Regina Leader-Post

‘Loss unexplaine­d’: When drugs go missing from Sask. hospitals

- ZAK VESCERA

SASKATOON Lucky Lake, population 289 per the last census, is not a place you’d expect hundreds of opioids to suddenly disappear.

But that’s exactly what was discovered at the Lucky Lake Health Centre in June 2016.

The vanished haul included 1,000 tabs containing codeine; 165 hydromorph­one tabs; 129 Ativans and 61 Ritalin tabs. All told, more than 1,400 units of pills, caps and injections were missing.

A report was made to RCMP, but the case is still under investigat­ion.

The disappeara­nces were filed under “loss unexplaine­d” in mandatory reporting to Health Canada.

About 3,000 tabs, pills and injections of controlled substances were reported missing from Saskatchew­an hospitals from 2015 to 2019, according to data obtained by Postmedia.

Patrick Robertson, executive director for provincial programs and pharmacy services with the Saskatchew­an Health Authority, says that’s peanuts compared to the millions doses the authority dispenses each year.

What’s more concerning is that we don’t know how most of it went missing.

Reports of missing drugs have to be filed to Health Canada within 10 days and must include a reason, like spillage or theft. But 86 per cent of 136 reports list “loss unexplaine­d,” implying theft is going undetected.

Robertson says it’s likely the rate of theft is higher than the numbers reflect, in part because it’s hard to know the motive behind a disappeara­nce.

“All of a sudden someone goes to count the pills and there’s one missing,” he said. “Was that stolen? Or did someone not take it out and not keep track of it?”

“I think it’s hard without full and proper systems and everything else to really differenti­ate at the time whether its loss, a discrepanc­y or a diversion.”

Most often “drug diversion,” as it’s known in medical circles, is when hospital staff swipe controlled medication­s for personal use, rather than street-level dealing.

The health system has a number of safeguards against this, Robertson says. Reports for lost and destroyed pills usually require a double signature. More hospitals are using biometric scanning machines to limit access to medication­s. And controlled drugs are counted on a daily basis.

But the ways drugs can be taken are often less detectable. A 2019 article in the Journal of Hospital Medicine notes losses of controlled opioids are growing in frequency in Canada, in part because of many “avenues” for diversion. Doctors might purposely over-prescribe a medication to a patient in exchange for a kickback, or falsify a prescripti­on altogether. Medical staff might swipe drugs bound for the waste bin.

Or they might attempt to fake an incident where drugs are destroyed. A former Saskatoon nurse is currently charged with misconduct by the Saskatchew­an Registered Nurses Associatio­n for a series of instances in which she is alleged to have taken codeine for personal use. In one case, she is alleged to have reported that 40 tabs of codeine were “wasted” after they fell off a rack even though no peers confirmed that report.

“At every stage of that use, there are opportunit­ies for diversion.” Robertson said.

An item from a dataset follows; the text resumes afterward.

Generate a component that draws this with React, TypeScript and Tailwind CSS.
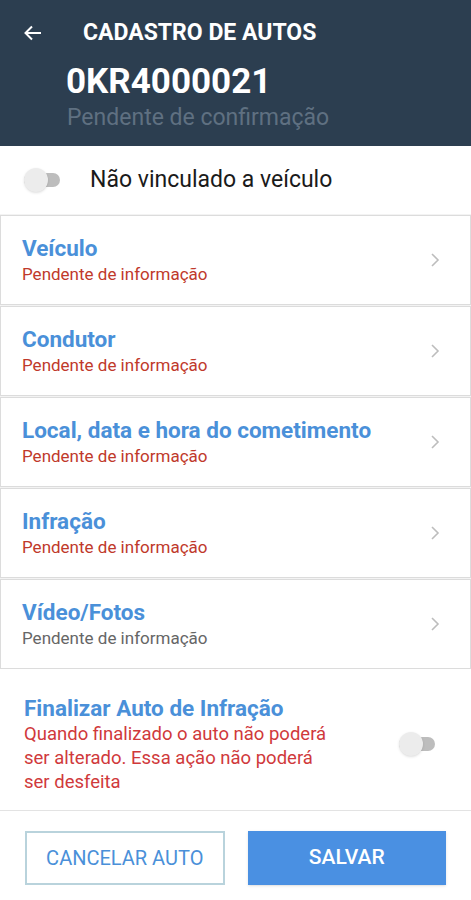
import React, { useState } from 'react';

const items = [
  { title: 'Veículo', status: 'Pendente de informação', warn: true },
  { title: 'Condutor', status: 'Pendente de informação', warn: true },
  { title: 'Local, data e hora do cometimento', status: 'Pendente de informação', warn: true },
  { title: 'Infração', status: 'Pendente de informação', warn: true },
  { title: 'Vídeo/Fotos', status: 'Pendente de informação', warn: false },
];

function Toggle({ on, onClick }: { on: boolean; onClick: () => void }) {
  return (
    <button onClick={onClick} className="relative flex h-[24px] w-[38px] items-center">
      <span className="h-[14px] w-[36px] rounded-full bg-[#bdbdbd]" />
      <span
        className={
          on
            ? 'absolute right-0 top-0 h-[24px] w-[24px] rounded-full bg-[#4a90e2] shadow'
            : 'absolute left-0 top-0 h-[24px] w-[24px] rounded-full bg-[#ececec] shadow-sm'
        }
      />
    </button>
  );
}

function Chevron() {
  return (
    <svg width="10" height="16" viewBox="0 0 10 16" fill="none">
      <path d="M2 2l6 6-6 6" stroke="#bdbdbd" strokeWidth="1.6" />
    </svg>
  );
}

export default function App() {
  const [linked, setLinked] = useState(false);
  const [finalizar, setFinalizar] = useState(false);

  return (
    <div className="flex h-[900px] w-[471px] flex-col bg-white font-['Roboto',sans-serif]">
      {/* header */}
      <div className="h-[146px] bg-[#2c3e50] pt-[18px]">
        <div className="flex items-center">
          <svg className="ml-[23px]" width="20" height="20" viewBox="0 0 20 20" fill="none">
            <path d="M18 10H3M9 3.5L2.5 10 9 16.5" stroke="#fff" strokeWidth="2" />
          </svg>
          <span className="ml-[40px] text-[23px] font-bold leading-[30px] text-white">CADASTRO DE AUTOS</span>
        </div>
        <div className="ml-[66px] mt-[14px] text-[35px] font-bold leading-[40px] text-white">0KR4000021</div>
        <div className="ml-[67px] mt-[1px] text-[23px] leading-[30px] text-[#5f7081]">Pendente de confirmação</div>
      </div>

      {/* vinculo */}
      <div className="flex h-[68px] items-center px-[24px]">
        <Toggle on={linked} onClick={() => setLinked(!linked)} />
        <span className="ml-[28px] text-[23px] text-[#1a1a1a]">Não vinculado a veículo</span>
      </div>

      {/* list */}
      <div className="flex flex-col gap-[1px] bg-[#f3f3f3] pt-[1px]">
        {items.map((it) => (
          <div
            key={it.title}
            className="flex h-[90px] items-center justify-between border border-[#dcdcdc] bg-white pl-[21px] pr-[30px]"
          >
            <div>
              <div className="text-[22.5px] font-bold leading-[28px] text-[#4a90d9]">{it.title}</div>
              <div className={'text-[17px] leading-[24px] ' + (it.warn ? 'text-[#c0392b]' : 'text-[#666]')}>
                {it.status}
              </div>
            </div>
            <Chevron />
          </div>
        ))}
      </div>

      {/* finalizar */}
      <div className="flex h-[142px] items-center justify-between border-b border-[#e3e3e3] pl-[24px] pr-[34px] pt-[8px]">
        <div className="w-[310px]">
          <div className="text-[22.5px] font-bold leading-[28px] text-[#4a90d9]">Finalizar Auto de Infração</div>
          <div className="text-[18.5px] leading-[24px] text-[#d0393b]">
            Quando finalizado o auto não poderá ser alterado. Essa ação não poderá ser desfeita
          </div>
        </div>
        <Toggle on={finalizar} onClick={() => setFinalizar(!finalizar)} />
      </div>

      {/* buttons */}
      <div className="flex gap-[23px] px-[25px] pt-[20px]">
        <button className="h-[54px] w-[200px] border-2 border-[#b9d3dc] text-[20px] text-[#4a90d9]">CANCELAR AUTO</button>
        <button className="h-[54px] w-[199px] bg-[#4a90e2] text-[21px] font-medium text-white shadow">SALVAR</button>
      </div>
    </div>
  );
}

Dr. Wendy Gore-hickman, a Saskatoon anesthesio­logist who became an addiction advocate after triumphing in her own battle with alcohol abuse, has seen it all and more. She can recall multiple instances in her three decades of practice where a medical worker’s addictions issues were suddenly brought into focus.

“We know that people who are intensely driven are at higher risk of addiction than other people,” she said. “Those are the same kinds of qualities that get us into medical school.”

Robertson says there needs to be more action from the authority on detecting diversion. He says the health authority lacks a provincial standard process on outside audits to detect diversion, something the authority’s internal auditor is currently working to develop.

Gore-hickman says it’s also important to tackle the underlying issue and connect people who need help to addiction support programs. She believes the Physician Health Program run by the Saskatchew­an Medical Associatio­n to be one of the best in the country in that regard.

She believes substance use disorders are more common among physicians than the general public realizes, in part because stigma persists even within the medical profession.

“Alcohol was my drug of choice, and I knew I was in trouble with alcohol, and I kept thinking that ‘I was top of this medical school class. Surely I could figure this out on my own. Surely I don’t need help.’” Gore-hickman said.

Like in much of the country, opioids were the drug most likely to go missing. More than 800 units of hydromorph­one, sometimes sold under the brand name Dilaudid, were reported missing by the Saskatchew­an Health Authority along with more than 1,000 units of various types of codeine-based medication­s.

The individual drug most likely to go missing was also hydromorph­one by a wide margin, followed by fentanyl.

Aside from the Lucky Lake Health Centre, which reported a staggering 17 disappeara­nces in a single audit, the most common sites for theft were Pasqua Hospital and Regina General Hospital which reported 32 and 33 incidents, respective­ly.